## Brief
Set down the full listing exactly as given. Any pictures are to be left out.

## Available data
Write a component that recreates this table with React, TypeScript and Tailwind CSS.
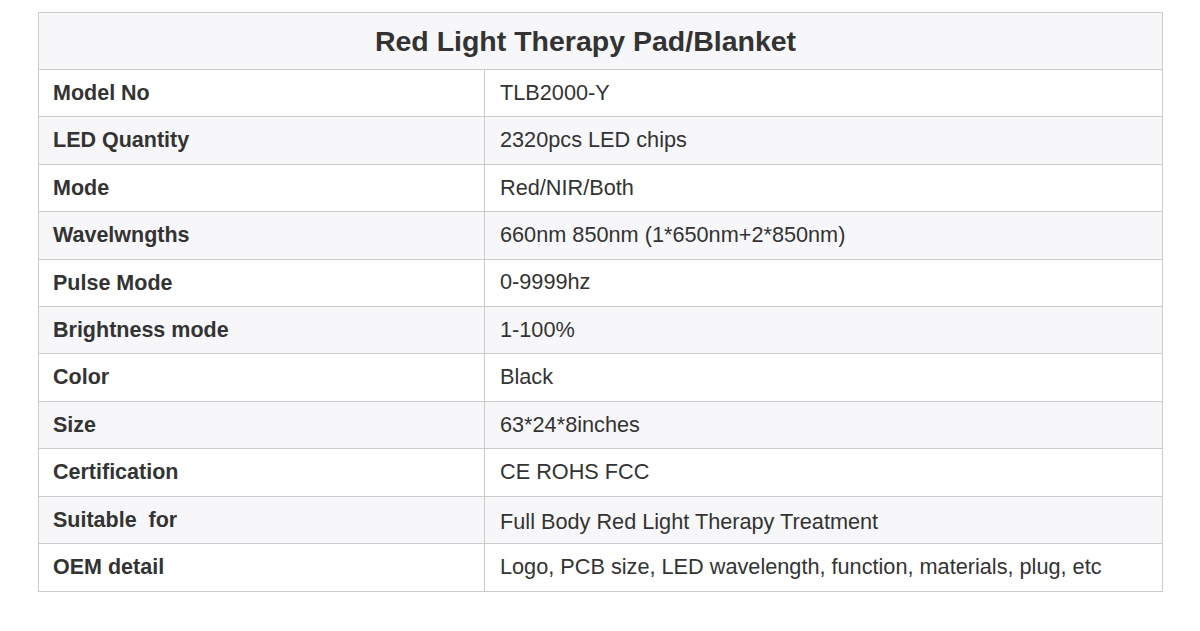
import React from "react";

const rows: [string, string, boolean][] = [
  ["Model No", "TLB2000-Y", false],
  ["LED Quantity", "2320pcs LED chips", false],
  ["Mode", "Red/NIR/Both", false],
  ["Wavelwngths", "660nm 850nm (1*650nm+2*850nm)", false],
  ["Pulse Mode", "0-9999hz", false],
  ["Brightness mode", "1-100%", false],
  ["Color", "Black", false],
  ["Size", "63*24*8inches", false],
  ["Certification", "CE ROHS FCC", false],
  ["Suitable  for", "Full Body Red Light Therapy Treatment", true],
  ["OEM detail", "Logo, PCB size, LED wavelength, function, materials, plug, etc", false],
];

export default function App() {
  return (
    <div
      className="w-[1200px] h-[631px] bg-white pt-[12px] pl-[38px]"
      style={{ fontFamily: '"Liberation Sans", Arial, sans-serif' }}
    >
      <div className="w-[1125px] border border-[#cccccc] text-[#333333]">
        <div className="h-[57px] bg-[#f7f7f9] border-b border-[#cccccc] flex items-center justify-center pr-[30px]">
          <span className="text-[28.5px] font-bold">Red Light Therapy Pad/Blanket</span>
        </div>
        {rows.map(([k, v, low], i) => (
          <div
            key={k}
            className={`flex h-[47.4px] ${i < rows.length - 1 ? "border-b border-[#cccccc]" : ""} ${
              i % 2 === 1 ? "bg-[#f7f7f9]" : "bg-white"
            }`}
          >
            <div className="w-[446px] border-r border-[#cccccc] flex items-center pl-[14px] text-[21.5px] font-bold whitespace-pre">
              {k}
            </div>
            <div className={`flex-1 flex items-center pl-[15px] text-[21.7px] ${low ? "pt-[5px]" : ""}`}>{v}</div>
          </div>
        ))}
      </div>
    </div>
  );
}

## Exercise response
Write a component that recreates this table with React, TypeScript and Tailwind CSS.
import React from "react";

const rows: [string, string, boolean][] = [
  ["Model No", "TLB2000-Y", false],
  ["LED Quantity", "2320pcs LED chips", false],
  ["Mode", "Red/NIR/Both", false],
  ["Wavelwngths", "660nm 850nm (1*650nm+2*850nm)", false],
  ["Pulse Mode", "0-9999hz", false],
  ["Brightness mode", "1-100%", false],
  ["Color", "Black", false],
  ["Size", "63*24*8inches", false],
  ["Certification", "CE ROHS FCC", false],
  ["Suitable  for", "Full Body Red Light Therapy Treatment", true],
  ["OEM detail", "Logo, PCB size, LED wavelength, function, materials, plug, etc", false],
];

export default function App() {
  return (
    <div
      className="w-[1200px] h-[631px] bg-white pt-[12px] pl-[38px]"
      style={{ fontFamily: '"Liberation Sans", Arial, sans-serif' }}
    >
      <div className="w-[1125px] border border-[#cccccc] text-[#333333]">
        <div className="h-[57px] bg-[#f7f7f9] border-b border-[#cccccc] flex items-center justify-center pr-[30px]">
          <span className="text-[28.5px] font-bold">Red Light Therapy Pad/Blanket</span>
        </div>
        {rows.map(([k, v, low], i) => (
          <div
            key={k}
            className={`flex h-[47.4px] ${i < rows.length - 1 ? "border-b border-[#cccccc]" : ""} ${
              i % 2 === 1 ? "bg-[#f7f7f9]" : "bg-white"
            }`}
          >
            <div className="w-[446px] border-r border-[#cccccc] flex items-center pl-[14px] text-[21.5px] font-bold whitespace-pre">
              {k}
            </div>
            <div className={`flex-1 flex items-center pl-[15px] text-[21.7px] ${low ? "pt-[5px]" : ""}`}>{v}</div>
          </div>
        ))}
      </div>
    </div>
  );
}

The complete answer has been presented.